>> BEGIN Source material

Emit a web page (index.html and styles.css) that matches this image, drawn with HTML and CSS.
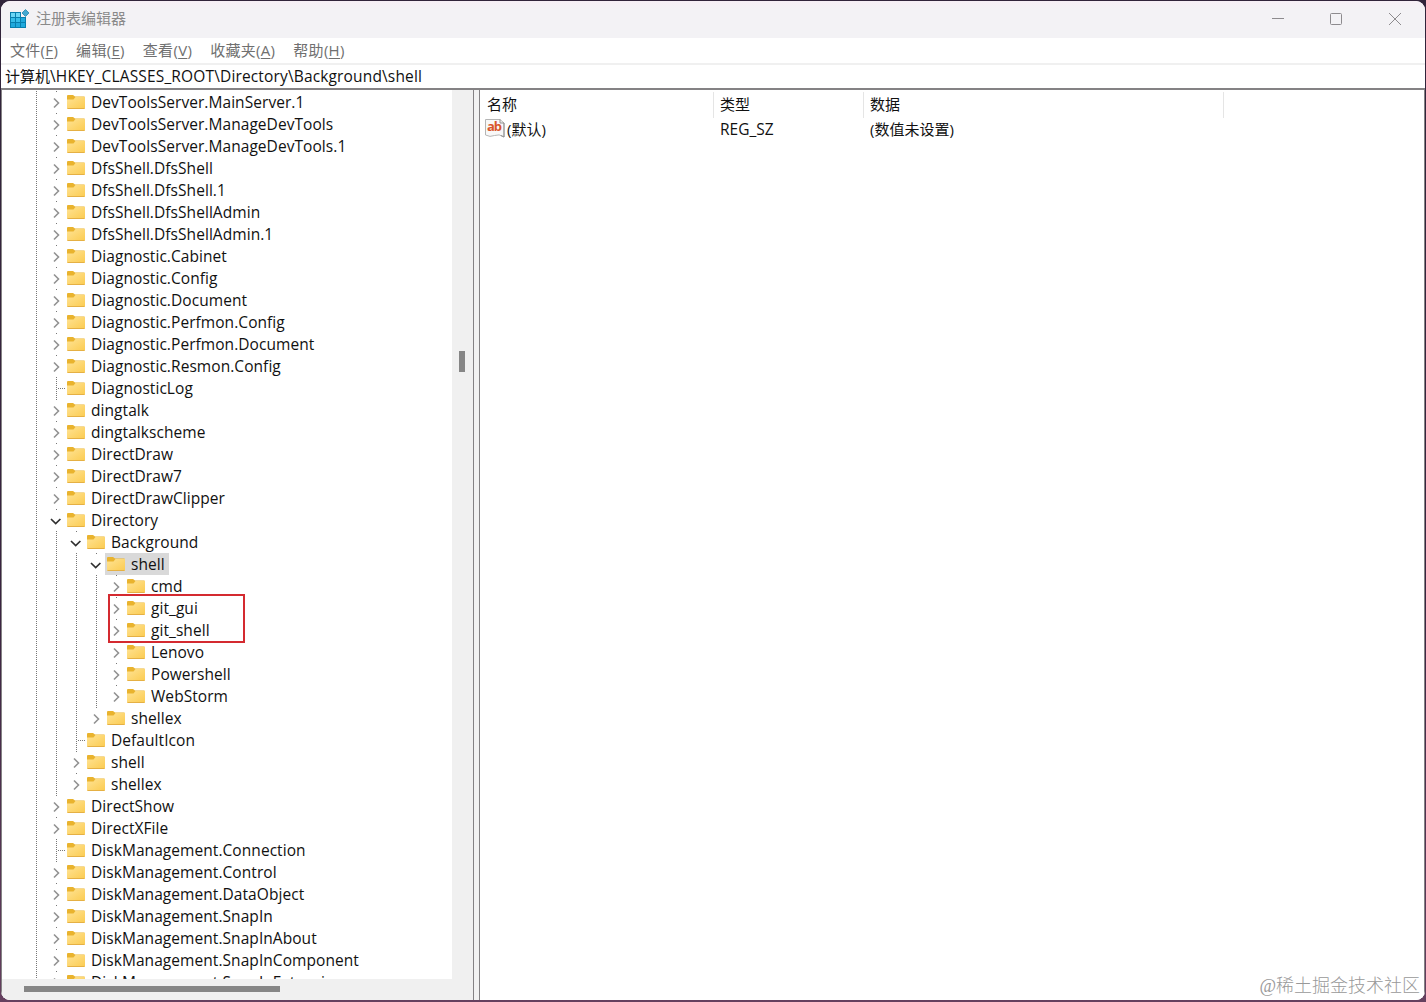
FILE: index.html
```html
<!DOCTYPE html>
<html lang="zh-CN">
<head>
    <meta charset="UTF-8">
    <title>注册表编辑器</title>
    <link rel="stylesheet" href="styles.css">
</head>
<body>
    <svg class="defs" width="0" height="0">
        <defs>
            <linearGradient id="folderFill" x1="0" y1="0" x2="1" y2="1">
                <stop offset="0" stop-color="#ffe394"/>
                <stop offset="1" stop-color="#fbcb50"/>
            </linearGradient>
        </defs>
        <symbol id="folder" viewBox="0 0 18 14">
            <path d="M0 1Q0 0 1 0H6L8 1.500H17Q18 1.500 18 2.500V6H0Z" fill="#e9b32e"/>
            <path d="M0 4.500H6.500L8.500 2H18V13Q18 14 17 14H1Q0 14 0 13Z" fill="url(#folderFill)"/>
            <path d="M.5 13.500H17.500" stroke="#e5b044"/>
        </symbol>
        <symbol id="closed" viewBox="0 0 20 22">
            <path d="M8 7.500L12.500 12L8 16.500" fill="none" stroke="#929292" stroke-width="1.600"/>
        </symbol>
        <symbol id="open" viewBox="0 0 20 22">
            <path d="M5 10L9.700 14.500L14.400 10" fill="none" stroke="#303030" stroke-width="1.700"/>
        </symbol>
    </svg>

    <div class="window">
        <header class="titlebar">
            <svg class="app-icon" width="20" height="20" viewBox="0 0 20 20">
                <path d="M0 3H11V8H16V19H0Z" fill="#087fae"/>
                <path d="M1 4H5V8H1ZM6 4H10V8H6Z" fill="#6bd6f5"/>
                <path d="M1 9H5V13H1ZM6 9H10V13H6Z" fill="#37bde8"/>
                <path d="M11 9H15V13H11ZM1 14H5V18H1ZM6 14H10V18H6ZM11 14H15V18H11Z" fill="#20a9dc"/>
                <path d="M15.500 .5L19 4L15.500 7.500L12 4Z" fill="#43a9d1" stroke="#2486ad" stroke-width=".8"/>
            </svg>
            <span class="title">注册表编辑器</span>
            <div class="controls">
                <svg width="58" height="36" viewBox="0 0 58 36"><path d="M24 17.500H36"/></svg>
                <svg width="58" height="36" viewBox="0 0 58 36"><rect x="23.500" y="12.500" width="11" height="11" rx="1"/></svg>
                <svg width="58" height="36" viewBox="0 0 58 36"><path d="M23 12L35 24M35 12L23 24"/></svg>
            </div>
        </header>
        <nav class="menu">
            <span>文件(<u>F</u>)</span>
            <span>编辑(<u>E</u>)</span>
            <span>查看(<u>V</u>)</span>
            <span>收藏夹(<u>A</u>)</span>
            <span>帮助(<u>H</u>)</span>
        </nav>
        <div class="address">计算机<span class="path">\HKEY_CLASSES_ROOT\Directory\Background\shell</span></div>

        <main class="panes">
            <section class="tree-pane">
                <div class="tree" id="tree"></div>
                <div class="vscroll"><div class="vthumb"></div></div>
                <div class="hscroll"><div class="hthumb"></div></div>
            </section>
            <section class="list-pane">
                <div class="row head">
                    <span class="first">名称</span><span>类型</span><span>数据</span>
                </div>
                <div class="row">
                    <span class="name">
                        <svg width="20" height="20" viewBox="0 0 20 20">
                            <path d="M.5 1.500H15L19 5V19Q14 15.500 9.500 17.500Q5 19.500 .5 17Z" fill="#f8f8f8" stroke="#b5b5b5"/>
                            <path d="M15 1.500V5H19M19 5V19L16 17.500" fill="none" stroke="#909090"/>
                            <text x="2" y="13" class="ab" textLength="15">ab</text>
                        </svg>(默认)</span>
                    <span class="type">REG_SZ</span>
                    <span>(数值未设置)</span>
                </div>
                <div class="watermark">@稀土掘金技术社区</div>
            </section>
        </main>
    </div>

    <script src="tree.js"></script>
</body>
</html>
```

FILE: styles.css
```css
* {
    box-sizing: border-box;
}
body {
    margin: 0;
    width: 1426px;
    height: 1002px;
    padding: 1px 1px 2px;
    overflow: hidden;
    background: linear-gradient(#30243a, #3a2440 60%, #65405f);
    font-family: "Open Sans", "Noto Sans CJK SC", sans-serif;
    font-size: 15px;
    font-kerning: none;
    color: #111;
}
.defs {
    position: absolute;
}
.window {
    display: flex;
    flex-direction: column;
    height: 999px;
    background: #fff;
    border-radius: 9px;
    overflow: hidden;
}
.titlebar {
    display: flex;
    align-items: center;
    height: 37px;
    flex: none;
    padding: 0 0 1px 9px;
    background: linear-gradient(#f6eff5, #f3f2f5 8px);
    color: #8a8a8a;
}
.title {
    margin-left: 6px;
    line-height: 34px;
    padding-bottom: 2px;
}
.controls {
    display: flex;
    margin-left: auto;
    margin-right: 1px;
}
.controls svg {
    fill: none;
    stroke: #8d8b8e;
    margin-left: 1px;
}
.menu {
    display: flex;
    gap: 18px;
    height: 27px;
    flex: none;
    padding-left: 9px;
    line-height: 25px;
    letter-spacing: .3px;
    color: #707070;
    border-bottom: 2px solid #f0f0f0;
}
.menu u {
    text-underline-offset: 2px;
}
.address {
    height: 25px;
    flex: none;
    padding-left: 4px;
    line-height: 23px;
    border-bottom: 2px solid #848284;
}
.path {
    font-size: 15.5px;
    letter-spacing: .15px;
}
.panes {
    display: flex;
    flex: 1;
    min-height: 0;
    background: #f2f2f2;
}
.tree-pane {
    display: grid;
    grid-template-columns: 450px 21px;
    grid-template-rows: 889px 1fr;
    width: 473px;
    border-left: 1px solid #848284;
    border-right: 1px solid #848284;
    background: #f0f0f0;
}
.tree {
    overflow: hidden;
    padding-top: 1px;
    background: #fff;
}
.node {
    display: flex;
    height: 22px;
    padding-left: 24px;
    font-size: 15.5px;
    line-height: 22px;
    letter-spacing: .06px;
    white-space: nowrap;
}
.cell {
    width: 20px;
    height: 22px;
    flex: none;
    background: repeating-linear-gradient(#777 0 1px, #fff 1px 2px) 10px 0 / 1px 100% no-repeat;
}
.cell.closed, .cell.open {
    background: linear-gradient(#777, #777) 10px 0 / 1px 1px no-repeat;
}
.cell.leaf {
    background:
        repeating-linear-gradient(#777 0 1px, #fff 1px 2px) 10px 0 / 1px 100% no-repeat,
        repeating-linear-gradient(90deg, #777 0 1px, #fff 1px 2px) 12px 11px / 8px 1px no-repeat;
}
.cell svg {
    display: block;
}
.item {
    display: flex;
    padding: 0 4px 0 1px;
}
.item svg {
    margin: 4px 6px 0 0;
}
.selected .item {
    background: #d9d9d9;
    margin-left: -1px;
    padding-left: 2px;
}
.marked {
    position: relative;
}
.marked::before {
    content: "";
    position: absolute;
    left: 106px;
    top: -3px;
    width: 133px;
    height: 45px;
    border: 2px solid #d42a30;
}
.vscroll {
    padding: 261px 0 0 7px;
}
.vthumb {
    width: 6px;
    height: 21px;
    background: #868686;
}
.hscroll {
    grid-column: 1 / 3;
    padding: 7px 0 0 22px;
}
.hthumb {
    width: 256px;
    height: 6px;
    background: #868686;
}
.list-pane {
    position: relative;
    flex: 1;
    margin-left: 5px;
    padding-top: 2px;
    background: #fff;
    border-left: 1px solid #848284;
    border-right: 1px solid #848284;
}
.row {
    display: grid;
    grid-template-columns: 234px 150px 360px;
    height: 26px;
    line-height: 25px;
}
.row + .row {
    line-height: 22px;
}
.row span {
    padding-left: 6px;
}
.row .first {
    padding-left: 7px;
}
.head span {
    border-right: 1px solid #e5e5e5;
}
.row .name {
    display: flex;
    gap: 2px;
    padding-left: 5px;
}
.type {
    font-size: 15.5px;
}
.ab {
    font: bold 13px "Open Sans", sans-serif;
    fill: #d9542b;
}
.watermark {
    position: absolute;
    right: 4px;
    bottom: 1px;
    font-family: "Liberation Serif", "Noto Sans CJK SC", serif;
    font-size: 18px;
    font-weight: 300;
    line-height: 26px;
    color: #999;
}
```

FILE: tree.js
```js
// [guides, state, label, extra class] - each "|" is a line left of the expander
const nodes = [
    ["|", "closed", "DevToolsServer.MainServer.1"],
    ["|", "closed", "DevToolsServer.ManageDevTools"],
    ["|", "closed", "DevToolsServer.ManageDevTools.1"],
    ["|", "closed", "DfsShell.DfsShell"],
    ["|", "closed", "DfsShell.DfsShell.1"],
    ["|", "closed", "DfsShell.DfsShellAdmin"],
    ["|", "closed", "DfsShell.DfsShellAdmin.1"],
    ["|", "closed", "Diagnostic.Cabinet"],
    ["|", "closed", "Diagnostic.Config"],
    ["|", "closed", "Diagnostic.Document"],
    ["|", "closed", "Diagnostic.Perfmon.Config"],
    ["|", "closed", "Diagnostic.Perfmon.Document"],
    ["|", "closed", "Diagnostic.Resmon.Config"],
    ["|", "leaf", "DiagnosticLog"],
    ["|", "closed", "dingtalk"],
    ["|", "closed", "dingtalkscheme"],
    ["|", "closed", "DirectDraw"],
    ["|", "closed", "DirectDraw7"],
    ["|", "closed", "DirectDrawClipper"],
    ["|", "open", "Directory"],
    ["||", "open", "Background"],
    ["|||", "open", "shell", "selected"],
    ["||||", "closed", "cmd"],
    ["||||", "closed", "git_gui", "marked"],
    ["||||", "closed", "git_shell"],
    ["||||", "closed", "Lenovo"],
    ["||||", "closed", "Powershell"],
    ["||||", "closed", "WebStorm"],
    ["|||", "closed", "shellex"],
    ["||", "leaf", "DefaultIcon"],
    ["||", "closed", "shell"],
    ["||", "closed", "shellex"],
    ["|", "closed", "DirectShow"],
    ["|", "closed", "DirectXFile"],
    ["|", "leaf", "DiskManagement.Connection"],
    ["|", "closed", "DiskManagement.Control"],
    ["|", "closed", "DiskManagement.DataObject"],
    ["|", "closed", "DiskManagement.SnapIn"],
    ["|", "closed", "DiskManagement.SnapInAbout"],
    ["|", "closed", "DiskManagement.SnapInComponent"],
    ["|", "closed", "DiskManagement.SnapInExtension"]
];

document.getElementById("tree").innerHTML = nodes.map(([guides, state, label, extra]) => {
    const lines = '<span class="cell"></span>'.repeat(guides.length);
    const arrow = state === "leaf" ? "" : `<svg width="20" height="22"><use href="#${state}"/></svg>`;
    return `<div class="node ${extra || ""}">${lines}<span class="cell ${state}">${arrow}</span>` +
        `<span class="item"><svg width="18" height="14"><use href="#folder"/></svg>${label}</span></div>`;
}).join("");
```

>> END Source material

Lines containing the string "styles" are to be selected and copied.

* [Complete response]
Emit a web page (index.html and styles.css) that matches this image, drawn with HTML and CSS.
    <link rel="stylesheet" href="styles.css">
FILE: styles.css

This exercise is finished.